Want a trip and a place that’ll touch your soul, in 2020? These are it!

Click the links below to skip through the article:

  1. Spot Polar Bears in the Arctic
  2. Sail the Patagonian Fjords
  3. Meet Penguins in Antarctica
  4. Snorkle with Seals in the Galapagos
  5. Spot Jaguars in the Pantanal
  6. Hike in Patagonia


Arctic Spitsbergen

Why go there?

Adventure polar travel is perhaps the fastest-growing travel trend of this current decade and this specific destination, in the Norwegian archipelago of Svalbard, is the top contender for ‘King of the North’ status. Known as the ‘polar bear crèche of the Arctic’ and attracting an untold number of Arctic wildlife species, Spitsbergen is not only an immensely rewarding place to visit in 2020 but also one that’s insanely easy to get to.  One short flight from Europe and voilà, you’re in the glistening white wonderland that is the Arctic region, most likely surrounded by polar bears, whales, walruses and seals. Being inhabited also given Spitsbergen an added edge.

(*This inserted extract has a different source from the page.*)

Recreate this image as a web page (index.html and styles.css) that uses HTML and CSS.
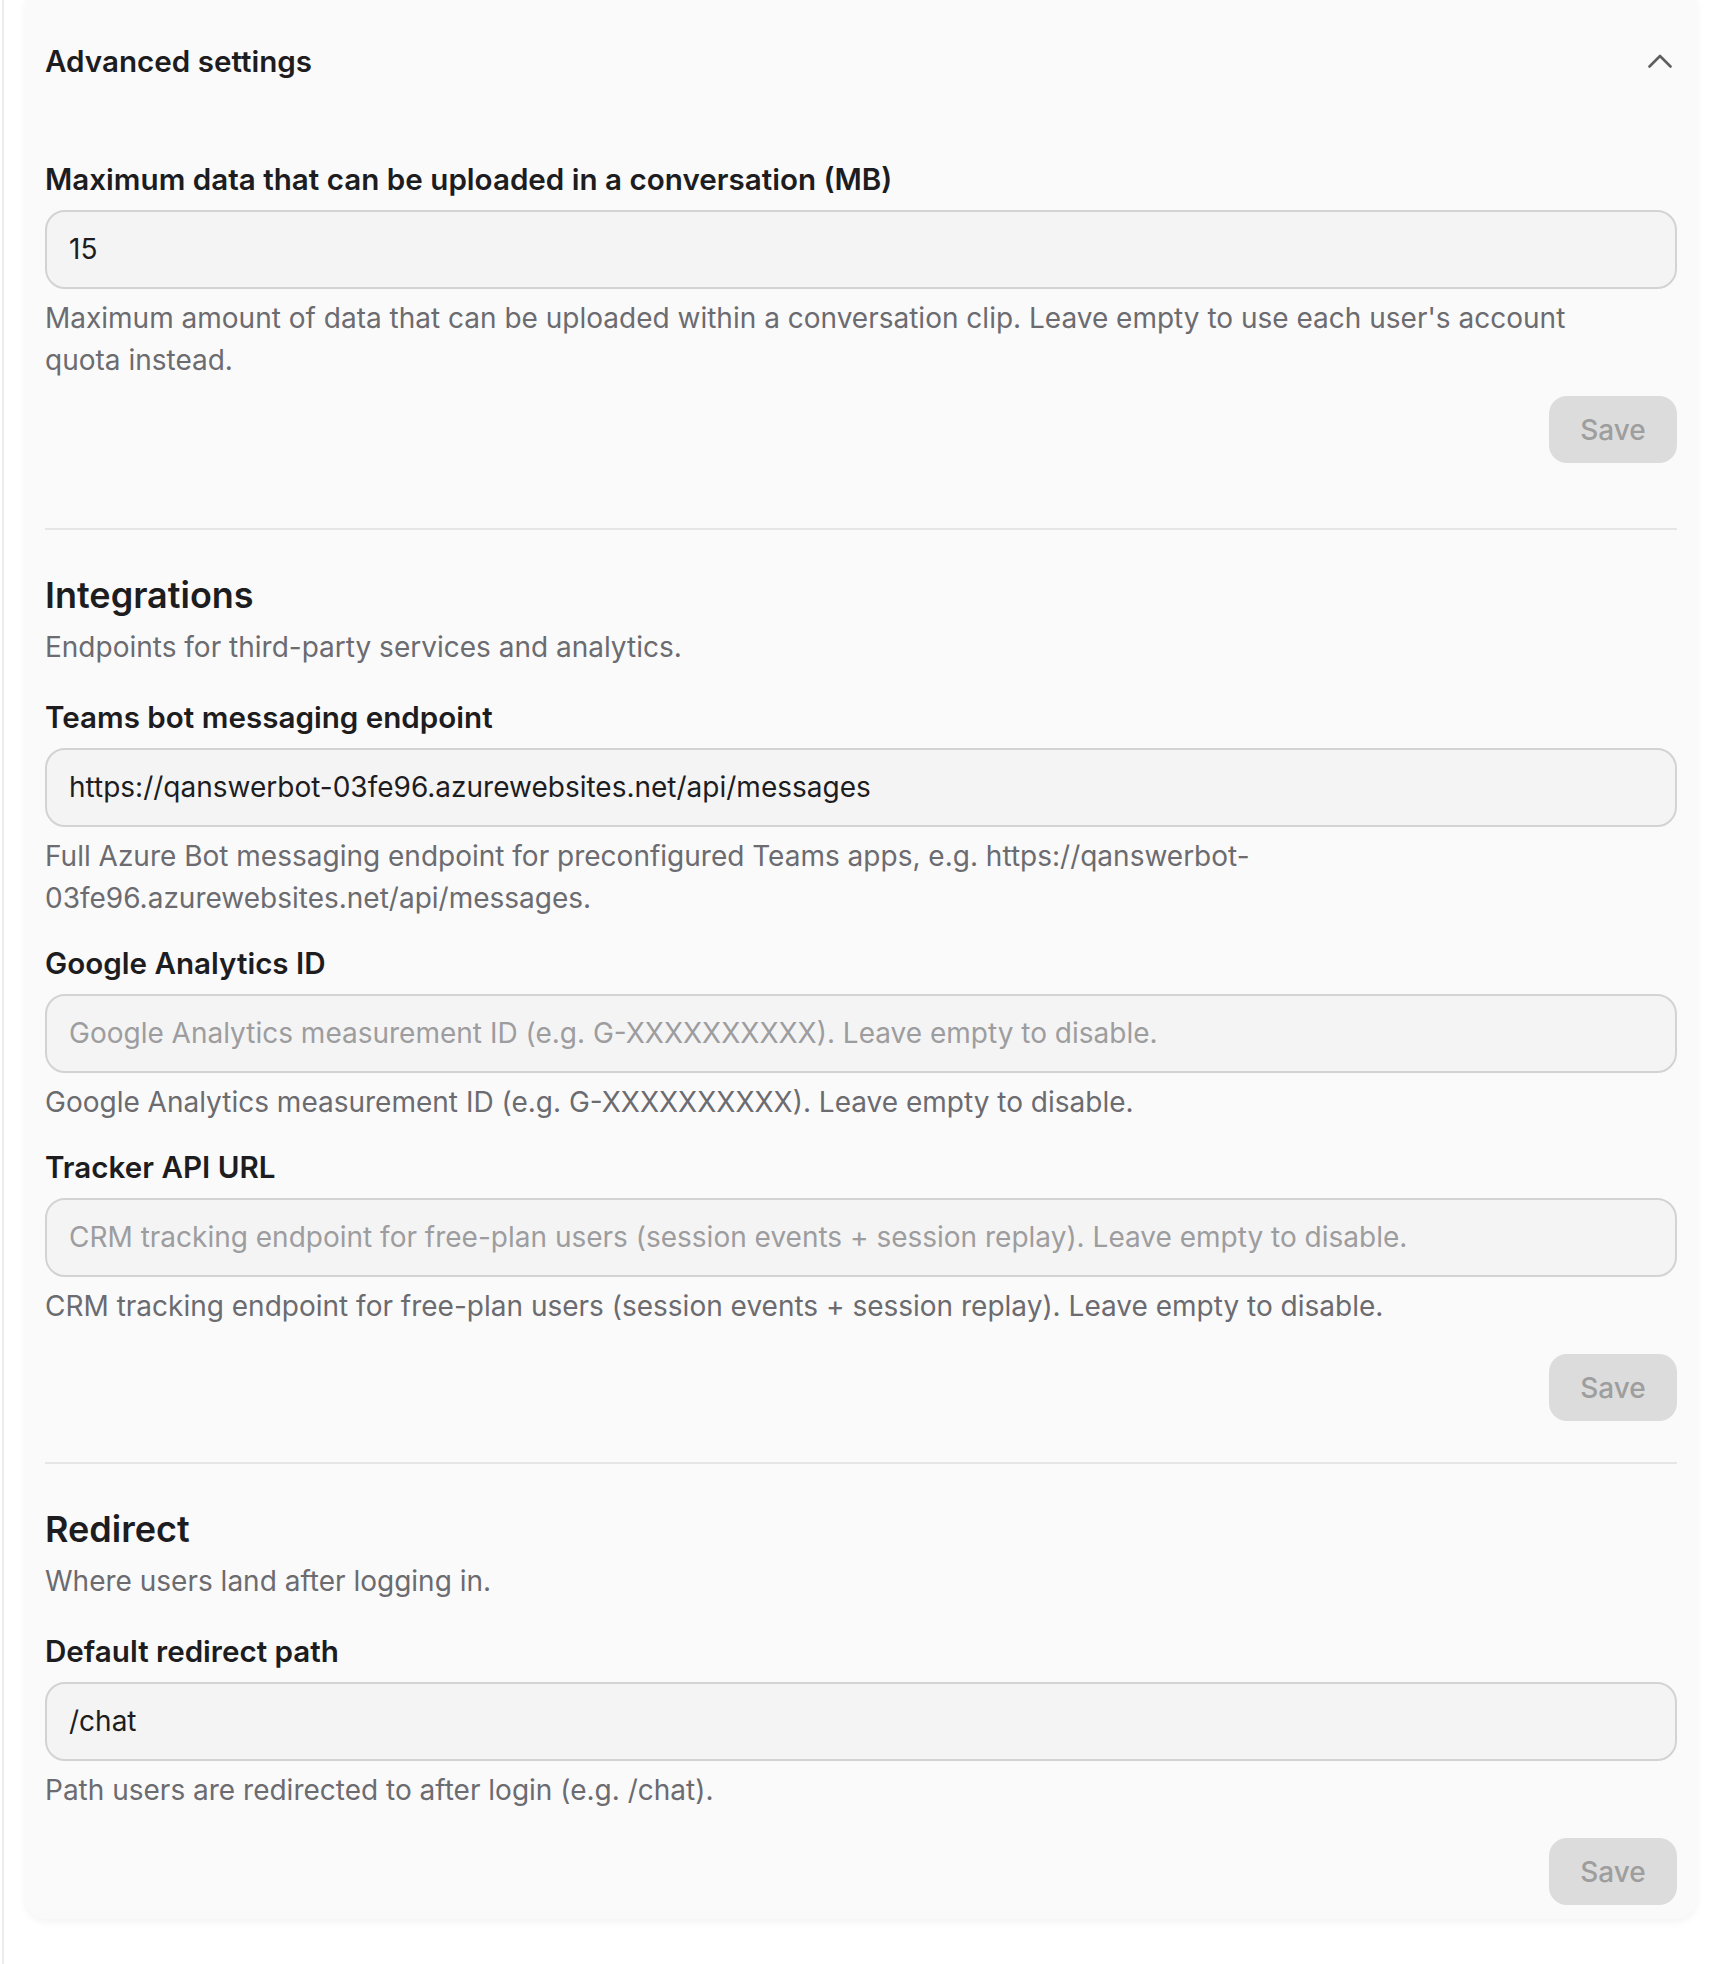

Here, you can take expedition cruises to the northern uninhabited coastline (where polar bears huddle in summer) and enjoy plenty of land-based activities from the capital (Longyearbyen) as well.

Polar bear on an iceberg, Spitsbergen

Polar bear on an iceberg, Spitsbergen


When to go?

Being inhabited means you can visit Spitsbergen all year long, however, you won’t see very much in winter (although granted, snowmobiling by headlamp is an absolute hoot).  For superb wildlife watching, you’ll want to head this north from about June as that’s when expedition cruises cast-off in search of elusive marine mammals to admire. The Arctic cruising season runs until September, with July and August considered ‘ideal’ due to a high concentration of marine life movement and greater sea access. These are also the busiest travel months in Europe, but hey, you can’t win them all. Aboard your expedition ship though, you may just feel like you have this whole region to yourself.

Svalbard reindeer, Spitsbergen

Svalbard reindeer, Spitsbergen


What to do?

Lots! Spend a few days in Longyearbyen and you can explore the town, visiting its fascinating museum and fitting in a day-trip to abandoned mining villages, nearby. Spitsbergen boasts a very long and tumultuous history and you’ll enjoy your journey much more if you delve into all its wonderous sides. Next, jump aboard an ice-strengthened expedition ship, either to the north, or perhaps a circumnavigating island cruise or across the icy pond to Greenland. Along the way, you’ll spend your days wildlife watching from the ship and taking daily excursions aboard inflatable Zodiacs. Cruising is by far the best way to get the most out of a Spitzbergen tour because most wildlife is spotted along the islands’ coastlines and on ice-floes at sea.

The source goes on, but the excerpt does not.